▸ **PROBLEM**
Please transcribe the listing below in full and word for word, without its pictures.

▸ **DATA SHOWN**

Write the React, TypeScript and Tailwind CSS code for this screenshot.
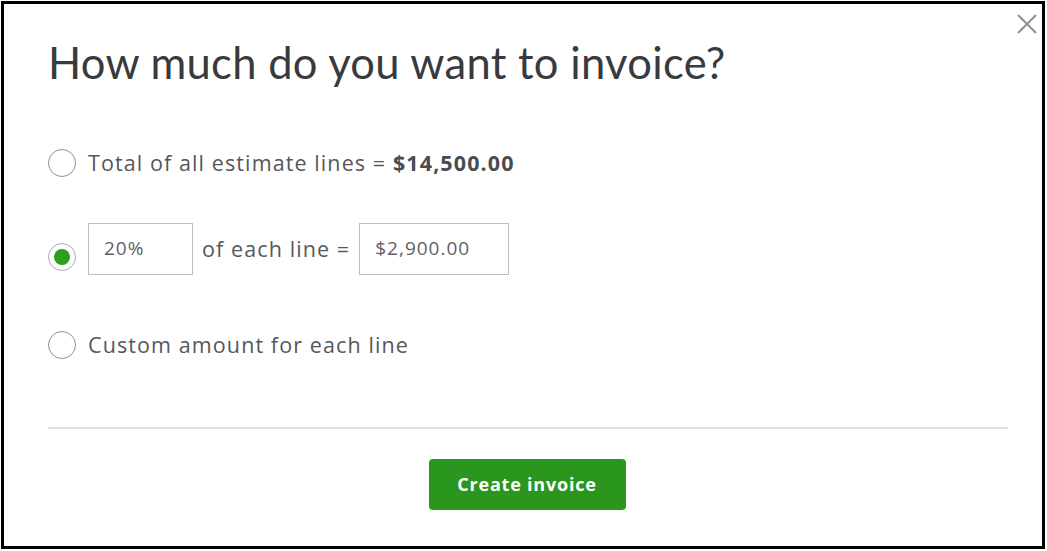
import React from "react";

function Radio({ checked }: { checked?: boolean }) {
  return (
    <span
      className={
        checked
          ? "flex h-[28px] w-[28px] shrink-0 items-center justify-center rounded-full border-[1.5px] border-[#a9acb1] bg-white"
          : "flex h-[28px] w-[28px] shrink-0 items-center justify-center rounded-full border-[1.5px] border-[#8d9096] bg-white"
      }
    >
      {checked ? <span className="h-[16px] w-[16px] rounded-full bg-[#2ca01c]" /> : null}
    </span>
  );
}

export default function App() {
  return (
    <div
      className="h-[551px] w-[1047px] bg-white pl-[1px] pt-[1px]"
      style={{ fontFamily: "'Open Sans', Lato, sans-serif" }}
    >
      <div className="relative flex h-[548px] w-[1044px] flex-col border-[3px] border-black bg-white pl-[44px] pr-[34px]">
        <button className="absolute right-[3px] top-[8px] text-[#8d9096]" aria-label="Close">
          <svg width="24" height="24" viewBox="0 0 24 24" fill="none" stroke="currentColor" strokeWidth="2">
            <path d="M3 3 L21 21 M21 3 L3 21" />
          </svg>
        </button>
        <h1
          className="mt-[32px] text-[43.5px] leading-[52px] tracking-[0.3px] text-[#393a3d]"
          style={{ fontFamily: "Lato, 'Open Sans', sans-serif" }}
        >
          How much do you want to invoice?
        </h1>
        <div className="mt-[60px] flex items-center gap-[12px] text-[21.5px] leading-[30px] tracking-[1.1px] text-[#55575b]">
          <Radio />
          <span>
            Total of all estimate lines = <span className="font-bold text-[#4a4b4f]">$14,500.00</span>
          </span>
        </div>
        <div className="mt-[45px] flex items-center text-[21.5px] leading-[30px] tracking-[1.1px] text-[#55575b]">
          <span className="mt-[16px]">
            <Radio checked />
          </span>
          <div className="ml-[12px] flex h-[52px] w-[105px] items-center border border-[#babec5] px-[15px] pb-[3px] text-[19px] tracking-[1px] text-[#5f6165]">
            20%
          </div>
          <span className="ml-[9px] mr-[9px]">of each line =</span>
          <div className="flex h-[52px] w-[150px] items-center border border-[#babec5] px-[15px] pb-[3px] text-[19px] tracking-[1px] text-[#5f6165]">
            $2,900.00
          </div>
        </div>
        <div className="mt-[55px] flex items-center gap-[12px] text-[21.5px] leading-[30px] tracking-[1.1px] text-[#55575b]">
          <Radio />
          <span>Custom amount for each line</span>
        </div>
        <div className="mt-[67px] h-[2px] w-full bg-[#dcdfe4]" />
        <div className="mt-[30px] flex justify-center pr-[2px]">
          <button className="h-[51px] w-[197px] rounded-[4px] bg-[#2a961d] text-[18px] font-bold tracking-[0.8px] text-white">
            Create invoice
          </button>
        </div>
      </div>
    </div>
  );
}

▸ **SOLUTION FOR THIS TASK**
Write the React, TypeScript and Tailwind CSS code for this screenshot.
import React from "react";

function Radio({ checked }: { checked?: boolean }) {
  return (
    <span
      className={
        checked
          ? "flex h-[28px] w-[28px] shrink-0 items-center justify-center rounded-full border-[1.5px] border-[#a9acb1] bg-white"
          : "flex h-[28px] w-[28px] shrink-0 items-center justify-center rounded-full border-[1.5px] border-[#8d9096] bg-white"
      }
    >
      {checked ? <span className="h-[16px] w-[16px] rounded-full bg-[#2ca01c]" /> : null}
    </span>
  );
}

export default function App() {
  return (
    <div
      className="h-[551px] w-[1047px] bg-white pl-[1px] pt-[1px]"
      style={{ fontFamily: "'Open Sans', Lato, sans-serif" }}
    >
      <div className="relative flex h-[548px] w-[1044px] flex-col border-[3px] border-black bg-white pl-[44px] pr-[34px]">
        <button className="absolute right-[3px] top-[8px] text-[#8d9096]" aria-label="Close">
          <svg width="24" height="24" viewBox="0 0 24 24" fill="none" stroke="currentColor" strokeWidth="2">
            <path d="M3 3 L21 21 M21 3 L3 21" />
          </svg>
        </button>
        <h1
          className="mt-[32px] text-[43.5px] leading-[52px] tracking-[0.3px] text-[#393a3d]"
          style={{ fontFamily: "Lato, 'Open Sans', sans-serif" }}
        >
          How much do you want to invoice?
        </h1>
        <div className="mt-[60px] flex items-center gap-[12px] text-[21.5px] leading-[30px] tracking-[1.1px] text-[#55575b]">
          <Radio />
          <span>
            Total of all estimate lines = <span className="font-bold text-[#4a4b4f]">$14,500.00</span>
          </span>
        </div>
        <div className="mt-[45px] flex items-center text-[21.5px] leading-[30px] tracking-[1.1px] text-[#55575b]">
          <span className="mt-[16px]">
            <Radio checked />
          </span>
          <div className="ml-[12px] flex h-[52px] w-[105px] items-center border border-[#babec5] px-[15px] pb-[3px] text-[19px] tracking-[1px] text-[#5f6165]">
            20%
          </div>
          <span className="ml-[9px] mr-[9px]">of each line =</span>
          <div className="flex h-[52px] w-[150px] items-center border border-[#babec5] px-[15px] pb-[3px] text-[19px] tracking-[1px] text-[#5f6165]">
            $2,900.00
          </div>
        </div>
        <div className="mt-[55px] flex items-center gap-[12px] text-[21.5px] leading-[30px] tracking-[1.1px] text-[#55575b]">
          <Radio />
          <span>Custom amount for each line</span>
        </div>
        <div className="mt-[67px] h-[2px] w-full bg-[#dcdfe4]" />
        <div className="mt-[30px] flex justify-center pr-[2px]">
          <button className="h-[51px] w-[197px] rounded-[4px] bg-[#2a961d] text-[18px] font-bold tracking-[0.8px] text-white">
            Create invoice
          </button>
        </div>
      </div>
    </div>
  );
}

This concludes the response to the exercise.